Start of DATA EXTRACT

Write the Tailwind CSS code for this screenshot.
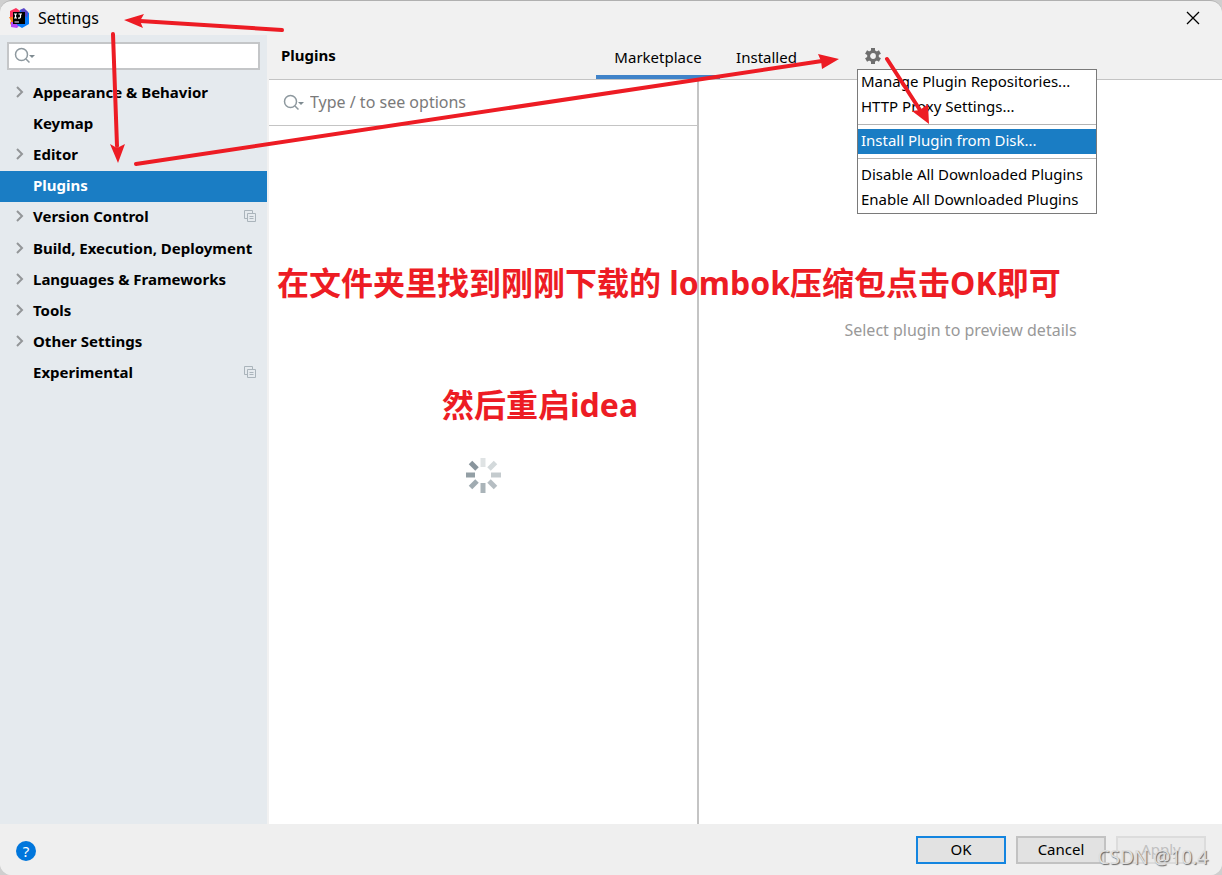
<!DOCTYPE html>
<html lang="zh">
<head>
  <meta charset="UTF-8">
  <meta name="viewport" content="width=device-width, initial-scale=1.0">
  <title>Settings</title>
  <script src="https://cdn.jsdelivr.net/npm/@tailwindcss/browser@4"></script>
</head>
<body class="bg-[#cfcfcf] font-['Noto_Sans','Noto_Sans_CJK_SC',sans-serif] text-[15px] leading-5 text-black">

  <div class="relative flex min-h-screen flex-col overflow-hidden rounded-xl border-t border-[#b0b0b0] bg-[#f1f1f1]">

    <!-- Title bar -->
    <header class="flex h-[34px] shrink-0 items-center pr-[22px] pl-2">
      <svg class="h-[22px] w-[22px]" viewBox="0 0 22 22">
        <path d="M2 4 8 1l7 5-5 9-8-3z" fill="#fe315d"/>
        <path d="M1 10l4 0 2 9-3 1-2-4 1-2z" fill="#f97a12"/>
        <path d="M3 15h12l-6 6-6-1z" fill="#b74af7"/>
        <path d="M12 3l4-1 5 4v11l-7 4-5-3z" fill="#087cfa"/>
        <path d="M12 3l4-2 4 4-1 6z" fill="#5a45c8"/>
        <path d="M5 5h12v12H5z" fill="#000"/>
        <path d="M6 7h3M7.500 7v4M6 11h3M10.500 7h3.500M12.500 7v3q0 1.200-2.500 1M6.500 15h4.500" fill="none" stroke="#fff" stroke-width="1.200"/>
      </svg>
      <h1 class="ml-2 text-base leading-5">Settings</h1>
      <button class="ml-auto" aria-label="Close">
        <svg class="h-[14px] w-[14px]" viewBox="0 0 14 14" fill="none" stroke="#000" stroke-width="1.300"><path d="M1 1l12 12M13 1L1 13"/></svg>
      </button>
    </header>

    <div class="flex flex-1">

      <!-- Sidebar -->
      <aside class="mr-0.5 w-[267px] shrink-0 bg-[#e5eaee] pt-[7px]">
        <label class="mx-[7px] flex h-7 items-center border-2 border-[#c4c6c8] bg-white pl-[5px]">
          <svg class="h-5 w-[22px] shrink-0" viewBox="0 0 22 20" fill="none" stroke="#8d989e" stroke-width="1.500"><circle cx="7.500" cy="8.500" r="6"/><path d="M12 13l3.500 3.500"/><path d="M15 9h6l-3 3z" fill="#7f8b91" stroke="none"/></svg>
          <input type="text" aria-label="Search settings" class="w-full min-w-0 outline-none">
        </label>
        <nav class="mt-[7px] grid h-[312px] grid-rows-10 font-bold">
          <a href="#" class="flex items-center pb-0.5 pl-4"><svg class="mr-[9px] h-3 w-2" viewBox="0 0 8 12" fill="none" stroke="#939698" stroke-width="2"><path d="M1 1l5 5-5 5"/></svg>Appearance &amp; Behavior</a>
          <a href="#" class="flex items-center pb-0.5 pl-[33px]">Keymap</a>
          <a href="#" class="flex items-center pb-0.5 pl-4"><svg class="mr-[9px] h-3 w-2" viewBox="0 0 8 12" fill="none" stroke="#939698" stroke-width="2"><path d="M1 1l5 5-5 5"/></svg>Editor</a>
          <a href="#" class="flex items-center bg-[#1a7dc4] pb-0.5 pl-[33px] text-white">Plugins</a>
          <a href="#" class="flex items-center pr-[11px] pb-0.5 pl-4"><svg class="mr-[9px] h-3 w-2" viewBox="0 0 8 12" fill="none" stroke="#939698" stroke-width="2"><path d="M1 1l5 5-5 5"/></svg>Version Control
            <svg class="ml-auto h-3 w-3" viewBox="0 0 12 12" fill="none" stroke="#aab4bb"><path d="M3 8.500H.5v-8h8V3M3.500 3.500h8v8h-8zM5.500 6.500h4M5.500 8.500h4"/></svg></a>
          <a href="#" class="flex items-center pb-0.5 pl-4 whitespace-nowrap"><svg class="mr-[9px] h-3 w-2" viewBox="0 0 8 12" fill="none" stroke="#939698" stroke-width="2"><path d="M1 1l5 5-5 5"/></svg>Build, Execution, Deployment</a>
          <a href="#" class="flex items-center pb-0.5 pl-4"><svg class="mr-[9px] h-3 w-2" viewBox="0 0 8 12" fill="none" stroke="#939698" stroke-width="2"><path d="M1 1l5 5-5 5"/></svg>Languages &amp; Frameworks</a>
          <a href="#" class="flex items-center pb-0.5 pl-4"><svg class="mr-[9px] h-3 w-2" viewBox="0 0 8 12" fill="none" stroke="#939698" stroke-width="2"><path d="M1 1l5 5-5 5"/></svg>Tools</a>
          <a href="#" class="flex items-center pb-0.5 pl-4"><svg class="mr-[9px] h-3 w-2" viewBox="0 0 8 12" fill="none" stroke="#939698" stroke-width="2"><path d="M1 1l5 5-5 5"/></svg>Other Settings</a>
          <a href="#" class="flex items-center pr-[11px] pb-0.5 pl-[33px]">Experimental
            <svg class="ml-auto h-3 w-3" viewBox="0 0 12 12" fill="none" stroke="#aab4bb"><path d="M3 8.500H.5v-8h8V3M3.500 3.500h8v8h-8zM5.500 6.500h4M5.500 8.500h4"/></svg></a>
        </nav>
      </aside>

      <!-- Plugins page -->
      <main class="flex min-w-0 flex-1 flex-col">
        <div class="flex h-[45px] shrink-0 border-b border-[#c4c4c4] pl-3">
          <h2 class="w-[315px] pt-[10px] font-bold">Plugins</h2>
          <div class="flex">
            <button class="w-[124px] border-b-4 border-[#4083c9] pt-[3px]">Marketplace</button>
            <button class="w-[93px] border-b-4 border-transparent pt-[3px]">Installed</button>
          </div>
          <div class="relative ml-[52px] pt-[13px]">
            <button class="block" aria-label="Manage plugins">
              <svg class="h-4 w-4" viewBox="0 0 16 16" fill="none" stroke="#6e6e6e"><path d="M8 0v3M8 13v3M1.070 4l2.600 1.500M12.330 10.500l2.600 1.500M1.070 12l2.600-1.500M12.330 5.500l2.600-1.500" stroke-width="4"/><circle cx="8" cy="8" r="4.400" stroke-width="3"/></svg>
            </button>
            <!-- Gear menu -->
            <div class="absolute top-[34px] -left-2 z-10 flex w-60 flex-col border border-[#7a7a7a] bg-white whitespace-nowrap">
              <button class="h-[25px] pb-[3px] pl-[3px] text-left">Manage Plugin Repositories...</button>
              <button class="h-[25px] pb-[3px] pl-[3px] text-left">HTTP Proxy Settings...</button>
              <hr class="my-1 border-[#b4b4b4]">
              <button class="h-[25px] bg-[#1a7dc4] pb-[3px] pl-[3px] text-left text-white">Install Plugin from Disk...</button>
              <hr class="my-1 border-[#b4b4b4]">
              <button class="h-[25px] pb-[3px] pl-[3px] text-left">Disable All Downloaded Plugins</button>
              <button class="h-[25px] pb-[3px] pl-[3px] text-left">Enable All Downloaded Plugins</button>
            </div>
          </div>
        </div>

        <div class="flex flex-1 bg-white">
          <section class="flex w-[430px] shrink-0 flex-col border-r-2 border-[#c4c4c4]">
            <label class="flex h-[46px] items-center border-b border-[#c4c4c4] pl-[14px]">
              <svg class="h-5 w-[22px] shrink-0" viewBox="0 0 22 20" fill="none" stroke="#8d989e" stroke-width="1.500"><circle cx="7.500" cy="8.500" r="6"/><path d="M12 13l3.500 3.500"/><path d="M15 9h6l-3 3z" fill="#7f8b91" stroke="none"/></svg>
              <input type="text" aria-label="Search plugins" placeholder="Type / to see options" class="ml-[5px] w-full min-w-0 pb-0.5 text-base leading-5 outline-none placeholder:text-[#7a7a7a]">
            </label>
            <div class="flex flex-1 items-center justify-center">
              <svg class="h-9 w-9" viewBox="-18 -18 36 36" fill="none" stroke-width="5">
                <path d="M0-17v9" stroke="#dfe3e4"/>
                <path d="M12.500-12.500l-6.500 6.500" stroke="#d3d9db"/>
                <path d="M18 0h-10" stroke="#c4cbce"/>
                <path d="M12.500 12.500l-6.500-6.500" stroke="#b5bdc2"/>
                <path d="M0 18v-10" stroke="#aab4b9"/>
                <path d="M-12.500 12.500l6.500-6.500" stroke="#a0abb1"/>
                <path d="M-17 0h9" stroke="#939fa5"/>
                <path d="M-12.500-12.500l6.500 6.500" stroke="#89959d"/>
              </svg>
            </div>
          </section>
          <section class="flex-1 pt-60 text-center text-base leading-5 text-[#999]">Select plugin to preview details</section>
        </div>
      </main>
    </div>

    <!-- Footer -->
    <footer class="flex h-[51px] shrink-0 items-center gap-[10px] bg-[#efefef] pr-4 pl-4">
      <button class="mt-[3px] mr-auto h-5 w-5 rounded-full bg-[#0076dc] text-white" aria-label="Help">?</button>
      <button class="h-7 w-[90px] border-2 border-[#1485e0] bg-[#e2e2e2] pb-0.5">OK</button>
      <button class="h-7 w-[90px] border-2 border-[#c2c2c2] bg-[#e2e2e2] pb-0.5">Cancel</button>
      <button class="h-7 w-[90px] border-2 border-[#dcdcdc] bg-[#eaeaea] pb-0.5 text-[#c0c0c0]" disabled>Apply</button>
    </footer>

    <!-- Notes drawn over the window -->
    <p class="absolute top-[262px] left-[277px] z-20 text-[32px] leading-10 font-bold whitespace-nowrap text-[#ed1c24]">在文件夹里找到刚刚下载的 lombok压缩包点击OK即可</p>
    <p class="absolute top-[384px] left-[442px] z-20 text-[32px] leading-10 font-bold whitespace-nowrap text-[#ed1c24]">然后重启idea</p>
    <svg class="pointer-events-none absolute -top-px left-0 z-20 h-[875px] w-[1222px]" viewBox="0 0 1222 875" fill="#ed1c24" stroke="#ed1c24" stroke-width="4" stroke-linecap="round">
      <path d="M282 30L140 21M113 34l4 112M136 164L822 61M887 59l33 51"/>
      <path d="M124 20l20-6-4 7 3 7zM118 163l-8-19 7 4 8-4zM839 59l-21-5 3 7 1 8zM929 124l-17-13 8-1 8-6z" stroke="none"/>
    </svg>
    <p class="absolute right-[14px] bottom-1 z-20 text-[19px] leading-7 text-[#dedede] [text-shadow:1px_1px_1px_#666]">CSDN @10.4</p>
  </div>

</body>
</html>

End of DATA EXTRACT

STATED PROBLEM ->
With all pictures left out, please transcribe exactly the lines from the start of the material through the line with "flex min-h-screen flex-col".

RESULT ->
Write the Tailwind CSS code for this screenshot.
<!DOCTYPE html>
<html lang="zh">
<head>
  <meta charset="UTF-8">
  <meta name="viewport" content="width=device-width, initial-scale=1.0">
  <title>Settings</title>
  <script src="https://cdn.jsdelivr.net/npm/@tailwindcss/browser@4"></script>
</head>
<body class="bg-[#cfcfcf] font-['Noto_Sans','Noto_Sans_CJK_SC',sans-serif] text-[15px] leading-5 text-black">

  <div class="relative flex min-h-screen flex-col overflow-hidden rounded-xl border-t border-[#b0b0b0] bg-[#f1f1f1]">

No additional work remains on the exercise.